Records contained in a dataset
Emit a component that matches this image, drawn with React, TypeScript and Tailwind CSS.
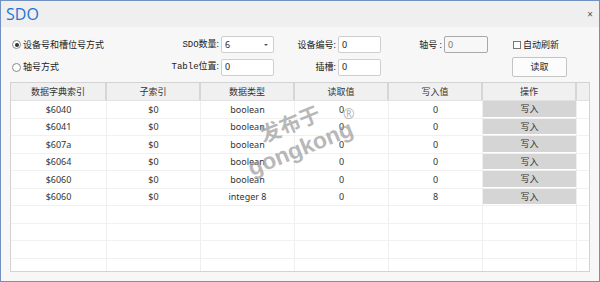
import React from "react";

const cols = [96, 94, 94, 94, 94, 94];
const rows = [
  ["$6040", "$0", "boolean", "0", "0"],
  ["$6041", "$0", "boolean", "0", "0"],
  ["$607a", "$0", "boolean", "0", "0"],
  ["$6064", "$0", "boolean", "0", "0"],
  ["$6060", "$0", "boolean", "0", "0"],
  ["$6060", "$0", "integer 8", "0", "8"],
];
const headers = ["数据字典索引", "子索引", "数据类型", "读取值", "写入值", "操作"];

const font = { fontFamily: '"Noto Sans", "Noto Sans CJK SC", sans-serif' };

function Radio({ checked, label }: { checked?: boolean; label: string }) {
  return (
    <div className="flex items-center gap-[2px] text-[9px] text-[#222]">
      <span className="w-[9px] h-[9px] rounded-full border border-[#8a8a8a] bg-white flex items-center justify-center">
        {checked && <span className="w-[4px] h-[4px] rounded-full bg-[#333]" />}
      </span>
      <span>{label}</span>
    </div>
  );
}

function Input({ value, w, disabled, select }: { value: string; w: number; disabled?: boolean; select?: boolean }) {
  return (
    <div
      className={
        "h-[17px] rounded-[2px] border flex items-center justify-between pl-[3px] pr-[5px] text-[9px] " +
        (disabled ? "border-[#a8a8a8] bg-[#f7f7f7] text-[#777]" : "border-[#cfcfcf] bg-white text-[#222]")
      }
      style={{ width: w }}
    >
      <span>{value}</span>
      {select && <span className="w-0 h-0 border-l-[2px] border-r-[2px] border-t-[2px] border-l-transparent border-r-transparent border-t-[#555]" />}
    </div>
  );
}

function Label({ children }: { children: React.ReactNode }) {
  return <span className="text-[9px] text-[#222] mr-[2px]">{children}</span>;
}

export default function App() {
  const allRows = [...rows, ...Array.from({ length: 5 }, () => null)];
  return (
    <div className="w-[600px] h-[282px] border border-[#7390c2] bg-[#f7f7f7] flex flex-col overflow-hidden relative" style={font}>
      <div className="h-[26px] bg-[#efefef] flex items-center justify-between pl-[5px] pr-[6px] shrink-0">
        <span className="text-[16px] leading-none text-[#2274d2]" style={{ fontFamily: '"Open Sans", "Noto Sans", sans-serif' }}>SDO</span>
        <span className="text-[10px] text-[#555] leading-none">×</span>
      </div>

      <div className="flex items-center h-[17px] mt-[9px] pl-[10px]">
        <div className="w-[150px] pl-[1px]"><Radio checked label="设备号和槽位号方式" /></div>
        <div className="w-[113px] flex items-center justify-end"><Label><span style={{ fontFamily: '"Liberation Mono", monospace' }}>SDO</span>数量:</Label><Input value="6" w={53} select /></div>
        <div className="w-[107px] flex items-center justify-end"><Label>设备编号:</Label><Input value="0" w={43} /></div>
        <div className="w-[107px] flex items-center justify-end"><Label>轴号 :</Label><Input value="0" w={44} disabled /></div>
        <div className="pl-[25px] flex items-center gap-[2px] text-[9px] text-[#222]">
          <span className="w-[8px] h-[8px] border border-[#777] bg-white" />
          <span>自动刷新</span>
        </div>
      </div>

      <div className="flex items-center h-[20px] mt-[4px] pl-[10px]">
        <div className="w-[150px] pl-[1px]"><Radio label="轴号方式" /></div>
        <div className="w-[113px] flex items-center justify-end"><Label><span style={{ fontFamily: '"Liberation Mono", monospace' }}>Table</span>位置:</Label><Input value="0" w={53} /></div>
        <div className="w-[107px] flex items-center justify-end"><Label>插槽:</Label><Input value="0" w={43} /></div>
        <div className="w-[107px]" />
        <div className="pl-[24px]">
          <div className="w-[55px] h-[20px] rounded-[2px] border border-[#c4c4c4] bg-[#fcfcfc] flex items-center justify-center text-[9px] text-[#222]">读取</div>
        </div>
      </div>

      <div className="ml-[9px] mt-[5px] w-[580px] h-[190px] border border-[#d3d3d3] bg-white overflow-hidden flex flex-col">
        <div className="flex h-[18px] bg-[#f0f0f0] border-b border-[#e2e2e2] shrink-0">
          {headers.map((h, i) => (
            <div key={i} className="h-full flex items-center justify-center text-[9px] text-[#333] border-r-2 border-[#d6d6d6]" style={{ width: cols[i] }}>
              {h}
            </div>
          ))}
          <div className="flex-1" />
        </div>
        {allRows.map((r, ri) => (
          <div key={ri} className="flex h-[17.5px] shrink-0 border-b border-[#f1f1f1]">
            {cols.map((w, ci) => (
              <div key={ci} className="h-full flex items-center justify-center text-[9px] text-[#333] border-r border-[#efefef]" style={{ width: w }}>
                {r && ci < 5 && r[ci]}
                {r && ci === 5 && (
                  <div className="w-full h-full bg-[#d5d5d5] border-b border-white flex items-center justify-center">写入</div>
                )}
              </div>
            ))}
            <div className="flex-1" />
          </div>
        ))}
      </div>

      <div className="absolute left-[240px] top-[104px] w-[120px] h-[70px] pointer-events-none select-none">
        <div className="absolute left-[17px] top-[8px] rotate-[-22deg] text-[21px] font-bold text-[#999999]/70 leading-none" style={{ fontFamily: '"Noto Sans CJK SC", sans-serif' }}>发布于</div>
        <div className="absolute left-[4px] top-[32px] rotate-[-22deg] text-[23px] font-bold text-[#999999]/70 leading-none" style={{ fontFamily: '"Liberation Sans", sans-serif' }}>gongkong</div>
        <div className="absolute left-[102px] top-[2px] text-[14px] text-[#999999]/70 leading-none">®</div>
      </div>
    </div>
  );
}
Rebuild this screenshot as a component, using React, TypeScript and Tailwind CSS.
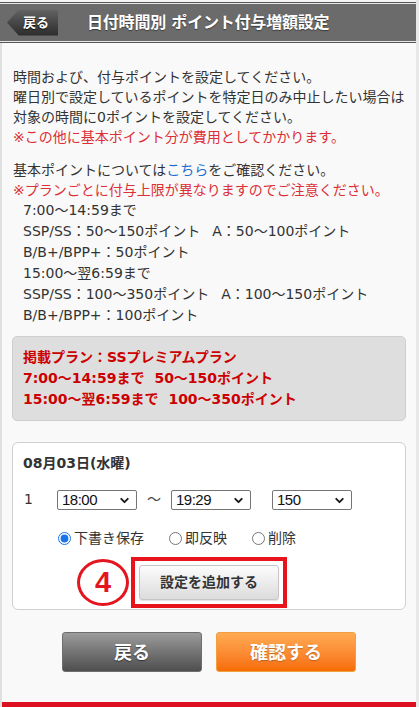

→ TASK TO COMPLETE
Exactly reproduce the entries above, minus the pictures.

→ FINISHED TASK
Emit a component that matches this image, drawn with React, TypeScript and Tailwind CSS.
import React from "react";

const cols = [96, 94, 94, 94, 94, 94];
const rows = [
  ["$6040", "$0", "boolean", "0", "0"],
  ["$6041", "$0", "boolean", "0", "0"],
  ["$607a", "$0", "boolean", "0", "0"],
  ["$6064", "$0", "boolean", "0", "0"],
  ["$6060", "$0", "boolean", "0", "0"],
  ["$6060", "$0", "integer 8", "0", "8"],
];
const headers = ["数据字典索引", "子索引", "数据类型", "读取值", "写入值", "操作"];

const font = { fontFamily: '"Noto Sans", "Noto Sans CJK SC", sans-serif' };

function Radio({ checked, label }: { checked?: boolean; label: string }) {
  return (
    <div className="flex items-center gap-[2px] text-[9px] text-[#222]">
      <span className="w-[9px] h-[9px] rounded-full border border-[#8a8a8a] bg-white flex items-center justify-center">
        {checked && <span className="w-[4px] h-[4px] rounded-full bg-[#333]" />}
      </span>
      <span>{label}</span>
    </div>
  );
}

function Input({ value, w, disabled, select }: { value: string; w: number; disabled?: boolean; select?: boolean }) {
  return (
    <div
      className={
        "h-[17px] rounded-[2px] border flex items-center justify-between pl-[3px] pr-[5px] text-[9px] " +
        (disabled ? "border-[#a8a8a8] bg-[#f7f7f7] text-[#777]" : "border-[#cfcfcf] bg-white text-[#222]")
      }
      style={{ width: w }}
    >
      <span>{value}</span>
      {select && <span className="w-0 h-0 border-l-[2px] border-r-[2px] border-t-[2px] border-l-transparent border-r-transparent border-t-[#555]" />}
    </div>
  );
}

function Label({ children }: { children: React.ReactNode }) {
  return <span className="text-[9px] text-[#222] mr-[2px]">{children}</span>;
}

export default function App() {
  const allRows = [...rows, ...Array.from({ length: 5 }, () => null)];
  return (
    <div className="w-[600px] h-[282px] border border-[#7390c2] bg-[#f7f7f7] flex flex-col overflow-hidden relative" style={font}>
      <div className="h-[26px] bg-[#efefef] flex items-center justify-between pl-[5px] pr-[6px] shrink-0">
        <span className="text-[16px] leading-none text-[#2274d2]" style={{ fontFamily: '"Open Sans", "Noto Sans", sans-serif' }}>SDO</span>
        <span className="text-[10px] text-[#555] leading-none">×</span>
      </div>

      <div className="flex items-center h-[17px] mt-[9px] pl-[10px]">
        <div className="w-[150px] pl-[1px]"><Radio checked label="设备号和槽位号方式" /></div>
        <div className="w-[113px] flex items-center justify-end"><Label><span style={{ fontFamily: '"Liberation Mono", monospace' }}>SDO</span>数量:</Label><Input value="6" w={53} select /></div>
        <div className="w-[107px] flex items-center justify-end"><Label>设备编号:</Label><Input value="0" w={43} /></div>
        <div className="w-[107px] flex items-center justify-end"><Label>轴号 :</Label><Input value="0" w={44} disabled /></div>
        <div className="pl-[25px] flex items-center gap-[2px] text-[9px] text-[#222]">
          <span className="w-[8px] h-[8px] border border-[#777] bg-white" />
          <span>自动刷新</span>
        </div>
      </div>

      <div className="flex items-center h-[20px] mt-[4px] pl-[10px]">
        <div className="w-[150px] pl-[1px]"><Radio label="轴号方式" /></div>
        <div className="w-[113px] flex items-center justify-end"><Label><span style={{ fontFamily: '"Liberation Mono", monospace' }}>Table</span>位置:</Label><Input value="0" w={53} /></div>
        <div className="w-[107px] flex items-center justify-end"><Label>插槽:</Label><Input value="0" w={43} /></div>
        <div className="w-[107px]" />
        <div className="pl-[24px]">
          <div className="w-[55px] h-[20px] rounded-[2px] border border-[#c4c4c4] bg-[#fcfcfc] flex items-center justify-center text-[9px] text-[#222]">读取</div>
        </div>
      </div>

      <div className="ml-[9px] mt-[5px] w-[580px] h-[190px] border border-[#d3d3d3] bg-white overflow-hidden flex flex-col">
        <div className="flex h-[18px] bg-[#f0f0f0] border-b border-[#e2e2e2] shrink-0">
          {headers.map((h, i) => (
            <div key={i} className="h-full flex items-center justify-center text-[9px] text-[#333] border-r-2 border-[#d6d6d6]" style={{ width: cols[i] }}>
              {h}
            </div>
          ))}
          <div className="flex-1" />
        </div>
        {allRows.map((r, ri) => (
          <div key={ri} className="flex h-[17.5px] shrink-0 border-b border-[#f1f1f1]">
            {cols.map((w, ci) => (
              <div key={ci} className="h-full flex items-center justify-center text-[9px] text-[#333] border-r border-[#efefef]" style={{ width: w }}>
                {r && ci < 5 && r[ci]}
                {r && ci === 5 && (
                  <div className="w-full h-full bg-[#d5d5d5] border-b border-white flex items-center justify-center">写入</div>
                )}
              </div>
            ))}
            <div className="flex-1" />
          </div>
        ))}
      </div>

      <div className="absolute left-[240px] top-[104px] w-[120px] h-[70px] pointer-events-none select-none">
        <div className="absolute left-[17px] top-[8px] rotate-[-22deg] text-[21px] font-bold text-[#999999]/70 leading-none" style={{ fontFamily: '"Noto Sans CJK SC", sans-serif' }}>发布于</div>
        <div className="absolute left-[4px] top-[32px] rotate-[-22deg] text-[23px] font-bold text-[#999999]/70 leading-none" style={{ fontFamily: '"Liberation Sans", sans-serif' }}>gongkong</div>
        <div className="absolute left-[102px] top-[2px] text-[14px] text-[#999999]/70 leading-none">®</div>
      </div>
    </div>
  );
}
Rebuild this screenshot as a component, using React, TypeScript and Tailwind CSS.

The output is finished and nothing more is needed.